Nope, you can happily malloc(1) and store a bool in it, or malloc(4) and store 4 bools in it. A bool is 1 byte. Consider this a TIL moment.

[-] brian@programming.dev 1 points 1 day ago

c++ guarantees that calls to malloc are aligned https://en.cppreference.com/w/cpp/memory/c/malloc .

you can call malloc(1) ofc, but calling malloc_usable_size(malloc(1)) is giving me 24, so it at least allocated 24 bytes for my 1, plus any tracking overhead

yeah, as I said, in a stack frame. not surprised a compiler packed them into single bytes in the same frame (but I wouldn't be that surprised the other way either), but the system v abi guarantees at least 4 byte alignment of a stack frame on entering a fn, so if you stored a single bool it'll get 3+ extra bytes added on the next fn call.

computers align things. you normally don't have to think about it. Consider this a TIL moment.

[-] timhh@programming.dev 0 points 1 day ago

but calling malloc_usable_size(malloc(1)) is giving me 24, so it at least allocated 24 bytes for my 1, plus any tracking overhead

Indeed. Padding exists. A bool is still one byte.

it’ll get 3+ extra bytes added on the next fn call.

...of padding. Jesus. Are you going to claim that uint16_t is not 2 bytes because it is sometimes followed by padding?

[-] brian@programming.dev 0 points 1 day ago* (last edited 1 day ago)

a bool is actually a single bit, the rest is all padding

[-] timhh@programming.dev 0 points 1 day ago

It is not. A bool in C, C++, Rust, Go, and every language that I know is 1 byte. Why are you arguing this basic very well known fact so much?

Just say "oh I was mistaken, TIL". It's not shameful.
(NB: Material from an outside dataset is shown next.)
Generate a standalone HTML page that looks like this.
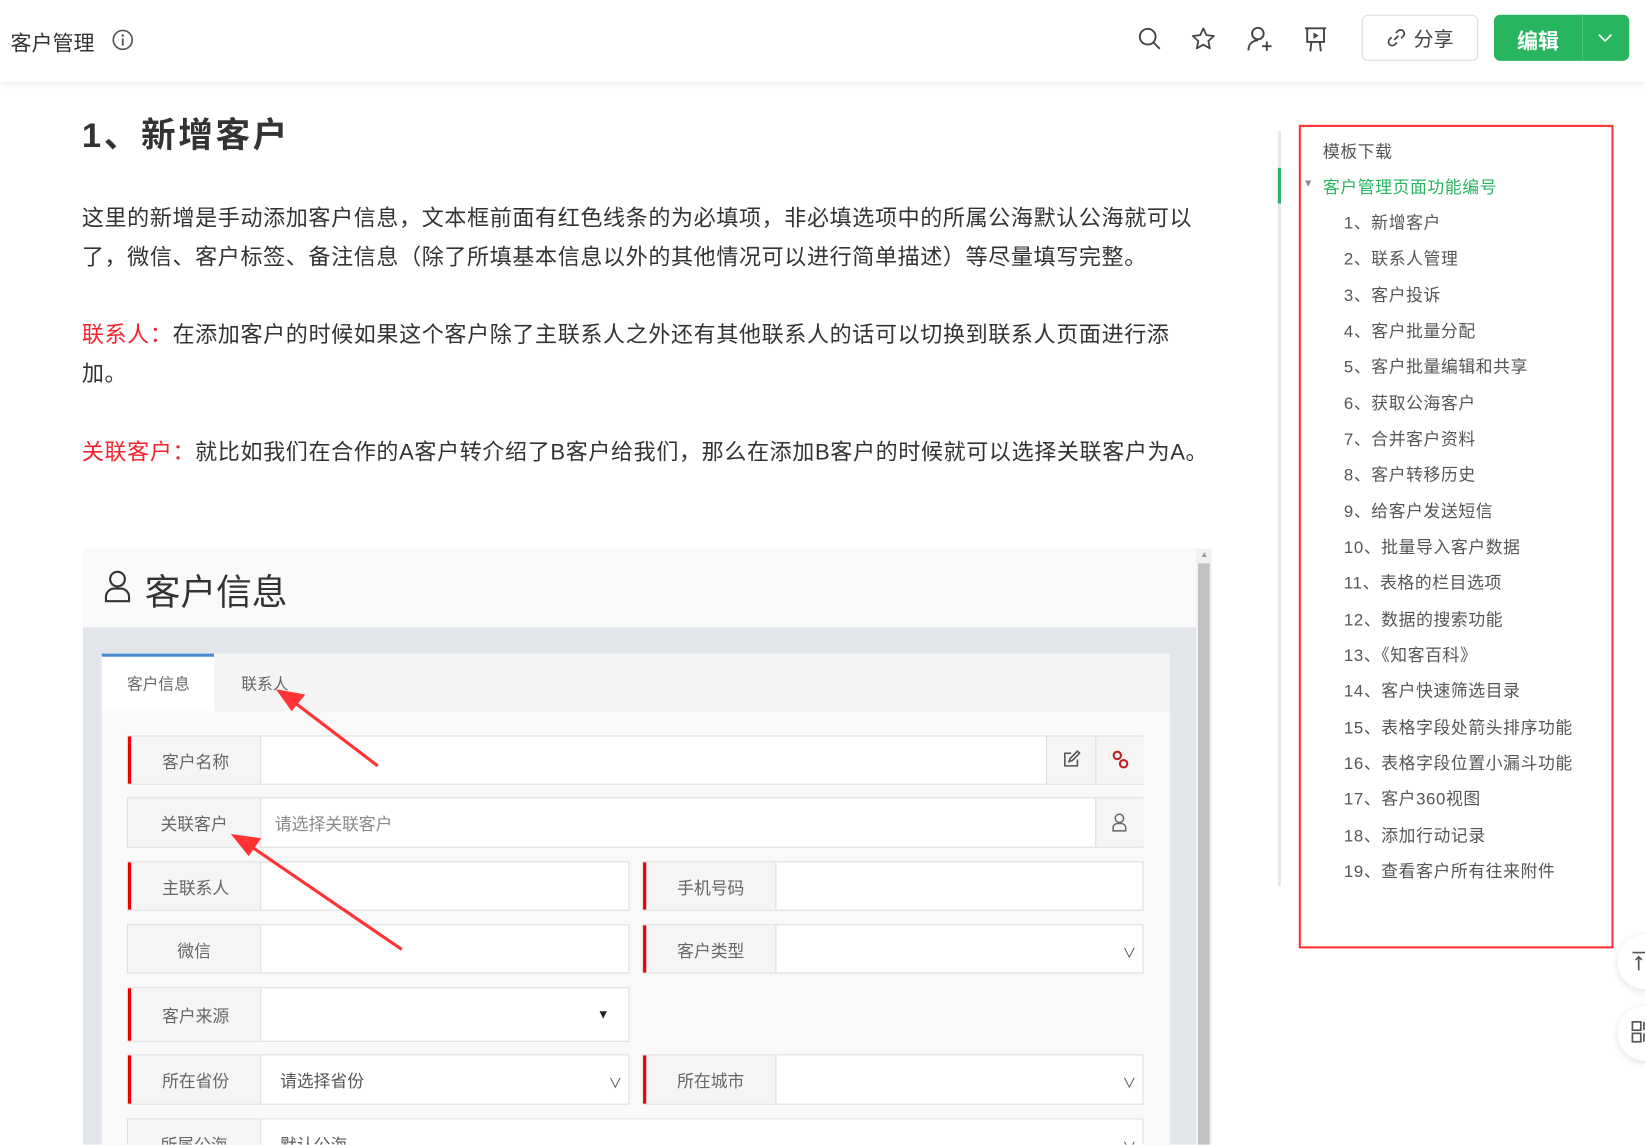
<!DOCTYPE html>
<html><head><meta charset="utf-8">
<style>
*{margin:0;padding:0;box-sizing:border-box}
html,body{width:1645px;height:1144px;overflow:hidden;background:#fff}
body{font-family:"Liberation Sans","Noto Sans CJK SC",sans-serif;color:#333}
#w{position:absolute;left:0;top:0;width:1568px;height:1091px;transform:scale(1.04911);transform-origin:0 0}
.a{position:absolute;white-space:nowrap}
.hdr{position:absolute;left:0;top:0;width:1568px;height:78px;background:#fff;box-shadow:0 2px 6px rgba(0,0,0,.08)}
p.t{position:absolute;left:78px;width:1070px;font-size:21px;letter-spacing:.6px;line-height:37px;color:#333;white-space:normal}
.red{color:#f5222d}
.toc div{position:absolute;font-size:16px;letter-spacing:.6px;color:#555;white-space:nowrap}
.row{position:absolute;height:47px;border:1px solid #ddd;background:#fff}
.row .lb{position:absolute;left:0;top:0;bottom:0;width:127px;background:#f5f5f5;border-right:1px solid #ddd;font-size:16px;color:#666;text-align:center;display:flex;align-items:center;justify-content:center}
.row.r .lb{border-left:3px solid #e00}
.row .ph{position:absolute;left:140px;top:0;bottom:0;display:flex;align-items:center;font-size:16px;color:#888}
.chev{position:absolute;right:6px;top:50%;margin-top:-7px;font-size:13px;color:#555}
</style></head><body><div id="w">
<div class="hdr">
 <div class="a" style="left:10px;top:25px;font-size:20px;color:#333">客户管理</div>
 <svg class="a" style="left:106px;top:27px" width="22" height="22" viewBox="0 0 22 22"><circle cx="11" cy="11" r="9" fill="none" stroke="#555" stroke-width="1.6"/><circle cx="11" cy="6.8" r="1.2" fill="#555"/><path d="M11 9.5v7" stroke="#555" stroke-width="1.7"/></svg>
 <svg class="a" style="left:1084px;top:25px" width="24" height="24" viewBox="0 0 24 24" fill="none" stroke="#444" stroke-width="1.8"><circle cx="10" cy="10" r="7.5"/><path d="M15.5 15.5l6 6"/></svg>
 <svg class="a" style="left:1135px;top:25px" width="24" height="24" viewBox="0 0 24 24" fill="none" stroke="#444" stroke-width="1.7" stroke-linejoin="round"><path d="M12 2l3 6.5 7 .8-5.2 4.8 1.4 7L12 17.6 5.8 21.1l1.4-7L2 9.3l7-.8z"/></svg>
 <svg class="a" style="left:1188px;top:24px" width="26" height="26" viewBox="0 0 26 26" fill="none" stroke="#444" stroke-width="1.8"><circle cx="11" cy="8" r="5.5"/><path d="M2 24c0-6 4-9.5 9-9.5M15 20h9M19.5 15.5v9"/></svg>
 <svg class="a" style="left:1242px;top:25px" width="24" height="26" viewBox="0 0 24 26" fill="none" stroke="#444" stroke-width="1.8"><path d="M2 2h20M4 2v13h16V2M8 15l-1 9M16 15l1 9"/><path d="M10 6l5 3-5 3z" fill="#444" stroke="none"/></svg>
 <div class="a" style="left:1298px;top:14px;width:111px;height:44px;border:1px solid #ddd;border-radius:6px;font-size:19px;color:#444;display:flex;align-items:center;justify-content:center"><svg width="20" height="20" viewBox="0 0 20 20" fill="none" stroke="#444" stroke-width="1.6" style="margin-right:6px"><path d="M8 12l4-4M9.5 5.5l2-2a3.5 3.5 0 015 5l-2 2M10.5 14.5l-2 2a3.5 3.5 0 01-5-5l2-2"/></svg>分享</div>
 <div class="a" style="left:1424px;top:14px;width:129px;height:44px;border-radius:6px;background:#27b560"></div>
 <div class="a" style="left:1424px;top:23px;width:84px;text-align:center;font-size:20px;color:#fff;font-weight:bold">编辑</div>
 <div class="a" style="left:1508px;top:14px;width:1px;height:44px;background:#4cc47c"></div>
 <svg class="a" style="left:1523px;top:31px" width="14" height="10" viewBox="0 0 14 10" fill="none" stroke="#fff" stroke-width="1.6"><path d="M1 2l6 6 6-6"/></svg>
</div>

<div class="a" style="left:78px;top:102px;font-size:33px;letter-spacing:2.5px;color:#333;font-weight:bold">1、新增客户</div>
<p class="t" style="top:190px">这里的新增是手动添加客户信息，文本框前面有红色线条的为必填项，非必填选项中的所属公海默认公海就可以了，微信、客户标签、备注信息（除了所填基本信息以外的其他情况可以进行简单描述）等尽量填写完整。</p>
<p class="t" style="top:301px"><span class="red">联系人：</span>在添加客户的时候如果这个客户除了主联系人之外还有其他联系人的话可以切换到联系人页面进行添加。</p>
<p class="t" style="top:413px;width:1100px"><span class="red">关联客户：</span>就比如我们在合作的A客户转介绍了B客户给我们，那么在添加B客户的时候就可以选择关联客户为A。</p>

<div class="a" style="left:79px;top:523px;width:1061px;height:568px;background:#e2e6ea;overflow:hidden">
 <div class="a" style="left:0;top:0;width:1061px;height:75px;background:#fafafa"></div>
 <svg class="a" style="left:20px;top:20px" width="26" height="32" viewBox="0 0 26 32" fill="none" stroke="#333" stroke-width="2"><circle cx="13" cy="9" r="7"/><path d="M2 30v-4a8 8 0 018-8h6a8 8 0 018 8v4z"/></svg>
 <div class="a" style="left:59px;top:14px;font-size:34px;color:#333">客户信息</div>
 <div class="a" style="left:18px;top:100px;width:1018px;height:480px;background:#f9f9f9"></div>
 <div class="a" style="left:18px;top:100px;width:1018px;height:55px;background:#f4f4f4"></div>
 <div class="a" style="left:18px;top:100px;width:107px;height:55px;background:#fff;border-top:3px solid #4a8ad0"></div>
 <div class="a" style="left:42px;top:118px;font-size:15px;color:#666">客户信息</div>
 <div class="a" style="left:151px;top:118px;font-size:15px;color:#666">联系人</div>
</div>
<div class="row r" style="left:121px;top:701px;width:969px"><div class="lb">客户名称</div>
 <div class="a" style="left:875px;top:0;width:47px;height:45px;background:#f5f5f5;border-left:1px solid #ddd"><svg style="margin:13px 0 0 14px" width="18" height="18" viewBox="0 0 18 18" fill="none" stroke="#555" stroke-width="1.5"><path d="M9 3H3v12h12V9M7 11l1-3 7-7 2 2-7 7z"/></svg></div>
 <div class="a" style="left:922px;top:0;width:46px;height:45px;background:#f5f5f5;border-left:1px solid #ddd"><svg style="margin:12px 0 0 14px" width="18" height="20" viewBox="0 0 18 20" fill="none" stroke="#b22" stroke-width="2"><circle cx="6" cy="6" r="3.5"/><circle cx="12" cy="14" r="3.5"/></svg></div>
</div>
<div class="row" style="left:121px;top:760px;width:969px;height:48px"><div class="lb">关联客户</div><div class="ph">请选择关联客户</div>
 <div class="a" style="left:922px;top:0;width:46px;height:46px;background:#f5f5f5;border-left:1px solid #ddd"><svg style="margin:14px 0 0 15px" width="14" height="18" viewBox="0 0 14 18" fill="none" stroke="#666" stroke-width="1.4"><circle cx="7" cy="5" r="4"/><path d="M1 17v-3a4 4 0 014-4h4a4 4 0 014 4v3z"/></svg></div></div>
<div class="row r" style="left:121px;top:821px;width:479px"><div class="lb">主联系人</div></div>
<div class="row r" style="left:612px;top:821px;width:478px"><div class="lb">手机号码</div></div>
<div class="row" style="left:121px;top:881px;width:479px"><div class="lb">微信</div></div>
<div class="row r" style="left:612px;top:881px;width:478px"><div class="lb">客户类型</div><div class="chev">∨</div></div>
<div class="row r" style="left:121px;top:941px;width:479px;height:52px"><div class="lb">客户来源</div><div class="a" style="right:18px;top:18px;font-size:12px;color:#222">▼</div></div>
<div class="row r" style="left:121px;top:1005px;width:479px;height:48px"><div class="lb">所在省份</div><div class="ph" style="left:145px;color:#555">请选择省份</div><div class="chev">∨</div></div>
<div class="row r" style="left:612px;top:1005px;width:478px;height:48px"><div class="lb">所在城市</div><div class="chev">∨</div></div>
<div class="a" style="left:121px;top:1066px;width:969px;height:25px;overflow:hidden">
 <div class="row" style="left:0;top:0;width:969px;height:48px"><div class="lb">所属公海</div><div class="ph" style="left:145px;color:#555">默认公海</div><div class="chev">∨</div></div>
</div>
<div class="a" style="left:1140px;top:523px;width:15px;height:568px;background:#f1f1f1"></div>
<div class="a" style="left:1142px;top:537px;width:11px;height:554px;background:#c1c1c1"></div>
<div class="a" style="left:1144px;top:524px;font-size:8px;color:#999">▲</div>

<svg class="a" style="left:0;top:0" width="1568" height="1091" viewBox="0 0 1568 1091">
 <path d="M360 730L280 669" stroke="#f33" stroke-width="3"/><path d="M263 657l28 5-13 16z" fill="#f33"/>
 <path d="M383 905L238 806" stroke="#f33" stroke-width="3"/><path d="M220 795l29 4-12 17z" fill="#f33"/>
</svg>

<div class="a" style="left:1218px;top:125px;width:3px;height:720px;background:#e8e8e8"></div>
<div class="a" style="left:1218px;top:160px;width:3px;height:34px;background:#27b560"></div>
<div class="a" style="left:1238px;top:119px;width:300px;height:785px;border:2px solid #f33"></div>
<div class="toc">
 <div style="left:1261px;top:131px">模板下载</div>
 <div style="left:1242px;top:170px;font-size:10px;color:#888">▼</div>
 <div style="left:1261px;top:165px;color:#27b560">客户管理页面功能编号</div>
 <div style="left:1281px;top:199px">1、新增客户</div>
 <div style="left:1281px;top:233px">2、联系人管理</div>
 <div style="left:1281px;top:268px">3、客户投诉</div>
 <div style="left:1281px;top:302px">4、客户批量分配</div>
 <div style="left:1281px;top:336px">5、客户批量编辑和共享</div>
 <div style="left:1281px;top:371px">6、获取公海客户</div>
 <div style="left:1281px;top:405px">7、合并客户资料</div>
 <div style="left:1281px;top:439px">8、客户转移历史</div>
 <div style="left:1281px;top:474px">9、给客户发送短信</div>
 <div style="left:1281px;top:508px">10、批量导入客户数据</div>
 <div style="left:1281px;top:542px">11、表格的栏目选项</div>
 <div style="left:1281px;top:577px">12、数据的搜索功能</div>
 <div style="left:1281px;top:611px">13、《知客百科》</div>
 <div style="left:1281px;top:645px">14、客户快速筛选目录</div>
 <div style="left:1281px;top:680px">15、表格字段处箭头排序功能</div>
 <div style="left:1281px;top:714px">16、表格字段位置小漏斗功能</div>
 <div style="left:1281px;top:748px">17、客户360视图</div>
 <div style="left:1281px;top:783px">18、添加行动记录</div>
 <div style="left:1281px;top:817px">19、查看客户所有往来附件</div>
</div>
<div class="a" style="left:1542px;top:891px;width:52px;height:52px;border-radius:50%;background:#fff;box-shadow:0 2px 8px rgba(0,0,0,.12)"></div>
<div class="a" style="left:1542px;top:959px;width:52px;height:52px;border-radius:50%;background:#fff;box-shadow:0 2px 8px rgba(0,0,0,.12)"></div>
<svg class="a" style="left:1556px;top:906px" width="12" height="20" viewBox="0 0 12 20" fill="none" stroke="#555" stroke-width="1.6"><path d="M0 2h12M6 6v13M3 9l3-3 3 3"/></svg>
<svg class="a" style="left:1555px;top:973px" width="13" height="22" viewBox="0 0 13 22" fill="none" stroke="#555" stroke-width="1.6"><rect x="1" y="1" width="8" height="8"/><rect x="1" y="12" width="8" height="8"/><path d="M12 1v8M12 12v8"/></svg>
</div></body></html>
[-] brian@programming.dev 0 points 1 day ago

because with things that the compiler does, like padding for alignment, it frequently takes up more space than that. that was my argument the whole time. what til are you talking about? I'm talking about an extra layer you've decided doesn't count. ofc sizeof bool will be a byte in all of those languages.

a bool taking up a single byte is a fantasy that those languages use because developers generally don't need to think about all the other stuff going on.